Once you have that, follow your curiosity. What are they experiencing? How is their experience different from what they were expecting? What emotions do they have around that gap—fear? Anger? Sadness? Something else?

​There are levels of mastery to how you do this, but the key principle is that if you help the person get clear about what doesn’t make sense to them and what’s painful about that, you’re well on your way to helping them. Then you can start exploring what IS meaningful to them: what do they care about, how can they pursue that in their current work, etc.

“I’m concerned about my ability to add value at the moment, and am having a hard time with the travel ban and concerns about my longer-term job security. I’ve not found a way to raise this with my superiors—it feels like being high maintenance when they have so much else on their minds.”

Before going into an answer, I want to normalize the feelings behind the question. I’ve been privileged to hear the inner worlds of some of the highest achievers in the world, and I can tell you that doubt, fear, impostor syndrome, uncertainty about how to add value or get clarity are all extremely common, even (perhaps especially) amongst people driven to succeed.

It’s not surprising to me that these feelings would arise in a dislocation like what we’re experiencing now. It’s a double whammy—we’ve all lost many of our everyday touchpoints (like being in the office) on top of macro uncertainty. This means that our brains are trying to make sense of a new, uncertain context, without the typical signals that help us make sense of it. When we can’t make sense of things, we’ll almost always retreat into fear narratives about ourselves and others.

For the tenor of this specific question, it sounds like a loss of clarity about vision and goals (and how your responsibilities help achieve them). And the typical way you’d resolve that confusion (go to your manager) feels inaccessible because of stories about their own overwhelming situations (maybe true, maybe not).

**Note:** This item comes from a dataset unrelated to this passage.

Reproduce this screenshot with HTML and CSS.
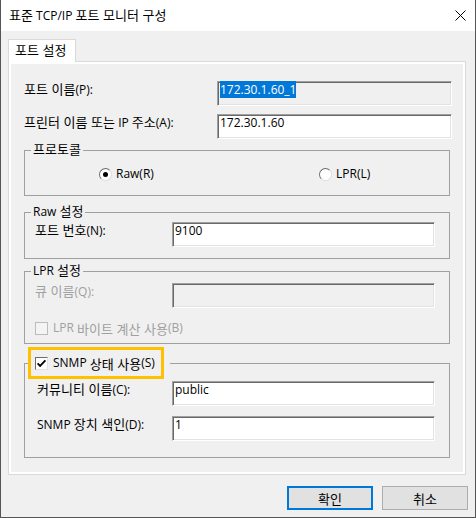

I’d recommend carving out 30 minutes or so for yourself to step back and reorient to the larger vision for the company, your current goals, and your current responsibilities.

What is most important to achieve right now? Do your current goals/responsibilities still map to that, or has COVID changed that picture?

If the latter is true, you will want to sync with your manager. However, do so after having done the heavy sensemaking work for them.

For that, step back and write down:

  1. The big-picture vision.

  2. Your understanding of the current most important goals for your team and the broader firm, and how they support that vision.

  3. How you understand those goals to have changed (or not) because of COVID.

Then, take a moment to look at that picture, and write down a few hypotheses for how you could change your responsibilities or try new things to help achieve those goals.

Once you’ve done this, you can go to your manager with a clear picture of how you’re holding the broader firm/company goals, how you believe they’ve changed, what that means for your responsibilities, and potential new things you’d like to try to add more value toward those goals.

Having done the sensemaking work for them, it can be a quick sync conversation (that may give them inspiration as well!) rather than a murky problem they have to drop down to fix.

REFLECT
  • What signs have you seen of your colleagues having a difficult time with the COVID context?

  • Have you tried to help? How? If not, why not?

  • What were the results?

TRY
  • Write down a question related to a current sensemaking struggle in your professional life.